ACTH triggers a transient increase in total protein tyrosine phosphatase (PTP) activity in zF cells and a concomitant decrease in the phosphotyrosine level of several proteins [189]. Treatment with PTP inhibitors reduces hormone-induced stimulation of steroidogenesis [153], and PTPs have been implicated in the regulation of StAR induction and cholesterol transport to the IMM [189]. One particular PTP, PTPN11, has been shown to regulate the expression of ACSL4 [190].

MAPKs have also been implicated in the action of ACTH [24]. This kinase family comprises the extracellular signal-related kinases ERK1/2 (p42/p44^mapk), the p38 MAPKs, and the p54 stress-activated JNK protein kinases [191]. MAPK targets in steroidogenic cells include HSL [76] and CYP17A1 (see later).

JAK/STAT (Janus kinase/signal transducer and activator of transcription) signaling is also activated by ACTH. Pharmacological or siRNA-mediated inhibition of JAK2 impairs ACTH-induced steroidogenesis [192]. Nuclear JAK2 regulates the amount of active CREB through tyrosine phosphorylation and prevention of proteasomal degradation, which in turn leads to transcriptional upregulation of StAR [192].

Although ACTH is the principal stimulus for glucocorticoid secretion , there are several ACTH-independent mechanisms that regulate cortisol release from the adrenal cortex.
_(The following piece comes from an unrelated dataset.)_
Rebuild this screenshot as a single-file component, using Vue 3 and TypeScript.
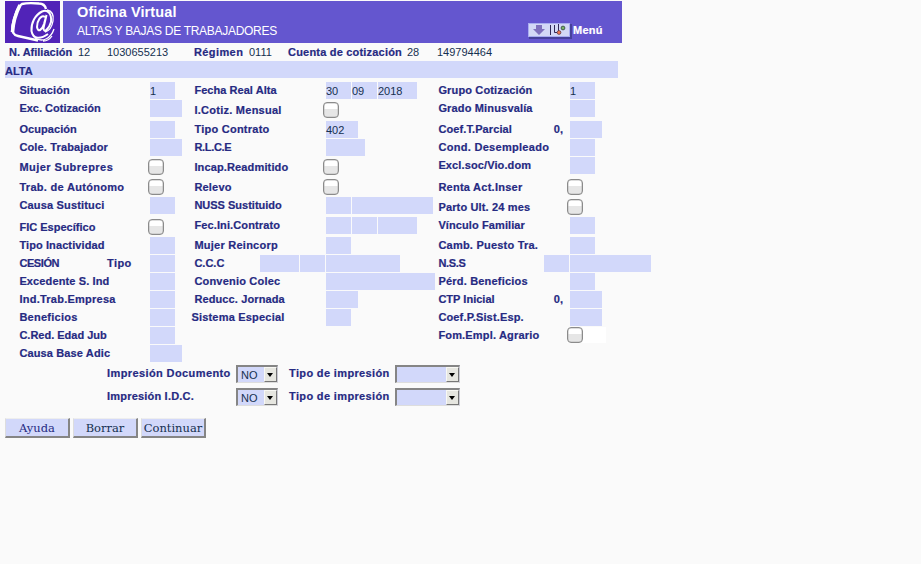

A variety of neuropeptides, neurotransmitters, and cytokines bind receptors on the surface of zF cells and modulate glucocorticoid secretion [193]. Additionally, factors secreted by endothelial cells and adipocytes influence the secretion of adrenal steroids [194, 195]. The close anatomical relationship among adrenocortical cells, medullary chromaffin cells, and nerve endings facilitates paracrine modulation of adrenal secretion of glucocorticoids [193].

In addition to regulating cortisol secretion in zF cells, ACTH can induce aldosterone production in the zG. As in the zF, ACTH acts on zG cells by binding to its receptor, MCR2, and activating AC via G_s [17]. This leads to increased cAMP/PKA signaling, which facilitates the movement of cholesterol from the OMM to the IMM and activates transcription of key steroidogenic genes. Binding of ACTH to its receptor also impacts the electrical properties of zG cells [24].

The zG controls extracellular fluid volume and salt balance as part of the renin-angiotensin-aldosterone system [17, 23]. Renin is a protease secreted by the juxtaglomerular apparatus of the kidney in response to extracellular fluid depletion, low sodium concentrations, or hypotension. Renin cleaves angiotensinogen, a glycoprotein constitutively secreted into the serum by the liver, yielding the decapeptide angiotensin I (Ang I). Angiotensin-converting enzyme (ACE), a protein expressed on the surface of pulmonary and renal endothelial cells, subsequently converts Ang I into to the vasoactive octapeptide Ang II.